This may appear to dissolve the question, however, I would suggest that such an answer often misunderstands what the asker is attempting. Typically the asker is concerned by more than the linguistic question, but also with attempting to understand the ontology or structure of reality. And it may be the case that this structure includes a substructure that naturally fits with our intuitions of what consciousness is or what freewill is or it may be the case, as per the standard LW view of these two cases, that such a structure doesn't exist.

What makes this especially confusing is that many people will conditionally accept the "it's arbitrary" answer when they are convinced that such a natural structure doesn't exist, while pointing out the natural structure otherwise. Here's an example. Let's suppose it was common knowledge that we all have souls. Then whenever someone asked about the definition of consciousness, we'd be tempted to point to the soul, just as whenever people ask about the definition of trees, we'd be tempted to talk about leaves and branches. The arguments for being able to use language arbitrarily and the fact that this isn't a perfectly well-specified definition remain. It's just that one definition suffices for 95% of cases, so we don't bring up that argument. But if instead it was common knowledge that there are no souls, it'd be much more likely they'd say that the definition is arbitrary.

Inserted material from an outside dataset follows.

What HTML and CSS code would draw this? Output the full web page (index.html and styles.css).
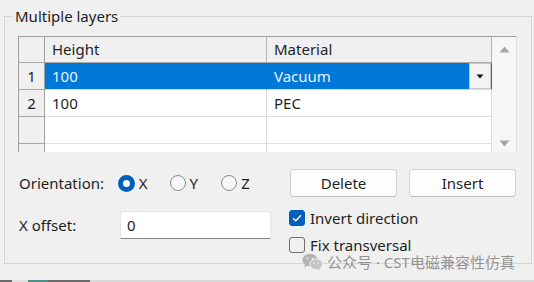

And by accepting answers to different questions depending on how things turn out, the intent behind the original question can easily be obscured.

Appendix

Here are some possible interpretations of, "What is X?":

  • What does term X intrinsically mean? (no intrinsic meaning exists)
  • What natural structure (if any) corresponds to X?
  • What are some useful interpretations of the term X?
  • How is the term X used in society?

These kinds of discussions tend to work better if everyone is on the same page about what is being asked.

Note: Apparently, I actually had an old post on this topic here which I'd completley forgotten about.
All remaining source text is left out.